January 25, 2005
Whose $400M is it anyway?
Just got an e-mail from the New York Association for Better Choices that again points up the difficulty of determining how to count stadium subsidies. Outlining the "Facts and Myths" of the Jets stadium proposal, NYABC writes:
Myth
- Under the current proposal the Jets will pay property taxes
Facts
- The Jets will not pay any property taxes, rather they would make Payments In Lieu Of Taxes (PILOT), but instead of paying PILOT to the City, the Jets PILOT will be used to pay the debt service on $400 million in tax-exempt bonds that were supposed to be part of the Jets' contribution to the stadium.
- This is the equivalent of the Jets using city tax revenue to make payments on the Jets' mortgage on the stadium.

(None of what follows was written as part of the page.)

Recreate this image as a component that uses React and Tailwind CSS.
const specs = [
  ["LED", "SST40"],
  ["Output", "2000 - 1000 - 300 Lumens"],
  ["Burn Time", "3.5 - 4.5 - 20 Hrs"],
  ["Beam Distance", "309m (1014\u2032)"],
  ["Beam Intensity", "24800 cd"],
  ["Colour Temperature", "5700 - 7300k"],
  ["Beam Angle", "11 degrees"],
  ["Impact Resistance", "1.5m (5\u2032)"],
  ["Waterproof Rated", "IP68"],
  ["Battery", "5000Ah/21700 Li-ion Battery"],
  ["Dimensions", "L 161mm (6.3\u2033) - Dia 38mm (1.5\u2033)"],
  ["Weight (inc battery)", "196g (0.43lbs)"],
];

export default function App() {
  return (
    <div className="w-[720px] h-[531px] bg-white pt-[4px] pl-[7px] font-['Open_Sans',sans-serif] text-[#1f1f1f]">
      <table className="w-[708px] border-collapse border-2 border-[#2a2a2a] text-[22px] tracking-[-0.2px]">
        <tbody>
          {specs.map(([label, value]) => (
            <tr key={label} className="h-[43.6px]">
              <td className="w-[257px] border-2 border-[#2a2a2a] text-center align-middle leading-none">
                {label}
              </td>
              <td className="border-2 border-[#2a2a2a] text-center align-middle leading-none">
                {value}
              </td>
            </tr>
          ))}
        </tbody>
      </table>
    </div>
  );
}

This is the scheme that I'd previously written was a dodge to use "private stadium revenues" to pay off tax-exempt bonds, on the grounds that since the stadium would be on state land, it wouldn't normally be subject to property taxes. But this is the old "but-for" question, and there's another way to look at it: While projects on public land are normally exempt from property taxes, there's nothing stopping the city from demanding payments in exchange for allowing developers to build on a site. And as NYABC goes on to note, "The Regional Plan Association has released a study that established that if the stadium site were developed for residential use, the City would collect property tax revenue with a present value of $423 million."
So depending on how you look at it, the Jets are generously offering to pay $400 million in taxes they're not required to in order to pay off the stadium bonds; or the city is forgoing $423 million in tax revenue it could be receiving in order to let the Jets get their new dome. There's an argument for either way, but if you accept the NYABC reasoning, that would mean the $600 million public subsidy for the project would be really more like $1 billion - if not even higher.